I’m gonna be honest about it, I’m not the biggest fan of ginger. I think its flavor can be kind of intrusive and sort of overwhelming. However, when you only use a little bit of it, for example in a smoothie or in these delicious bliss balls, it just add a little depth and warmth to the overall flavor of the dish.
These tiny bliss balls are real powerhouses with healthy whole food ingredients like fresh ginger, turmeric, nuts and seeds. For example, it is scientifically proven that ginger has plenty anti inflammatory and antioxidant characteristics. Interestingly, a 2012 study even showed that when mice with tumors were fed 100 mg ginger extract per kg body weight, their tumors decreased in size by 56%! Even though this study was done in mice, it still provides an interesting perspective of the positive effect that ginger may have on our body.
The same holds true for turmeric. Plenty studies (e.g. this one) have shown that the spice has anti inflammatory and antioxidant properties. This can help to treat diseases like Alzheimers, cystic fibrosis, certain types of cancers and more. Yet, even when you’re not ill at the moment, consuming turmeric might still be a good idea to help your body taking up iron.
Nuts and seeds perhaps have less of a “superfood” reputation than ginger and turmeric, but their macro’s are still pretty amazing, and if you’re following a (mainly) plant-based diet, snacking on some nuts every day is probably a good idea to up your protein intake, if you’re worried about that.
So even if you’re not too fond of ginger, don’t let it scare you and make these delicious and vibrant black & yellow bliss balls. Don’t forget to share your creation on Instagram with the #thathealthykitchen and tag me @thathealthykitchen. I love seeing your creations :)
- 60 gram cashews
- 40 gram macadamia's
- 40 gram (black) sesame seeds
- 3 cm piece fresh ginger (about 20 gram)
- 80 gram dried apricots
- ⅛ teaspoon turmeric
- 1 tablespoon maple syrup (optional)
- Roast the cashews and macadamia's until they're golden brown and fragrant. Set aside in a bowl to cool.
- Then roast the sesame seeds in a pan until they're fragrant. Set aside in a bowl to cool.

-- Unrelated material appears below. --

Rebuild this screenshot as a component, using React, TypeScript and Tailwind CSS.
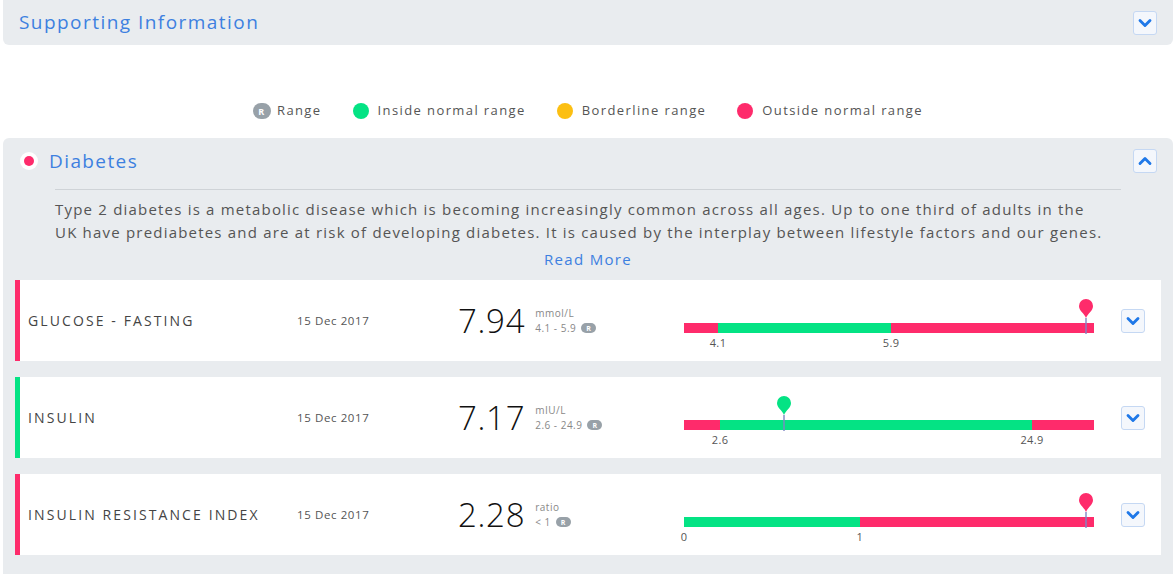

- Put all the ingredients, except the sesame seeds and maple syrup, in a food processor and blend. It may take a while for the mixture to become one ball and sticky, up to 4 minutes.
- If it takes more than that, or if the mixture isn't sticky enough, you may want to add a little bit of maple syrup to make it stickier.
- With wet (!) hands, form 12 balls. Roll them through the roasted sesame seeds to finish them.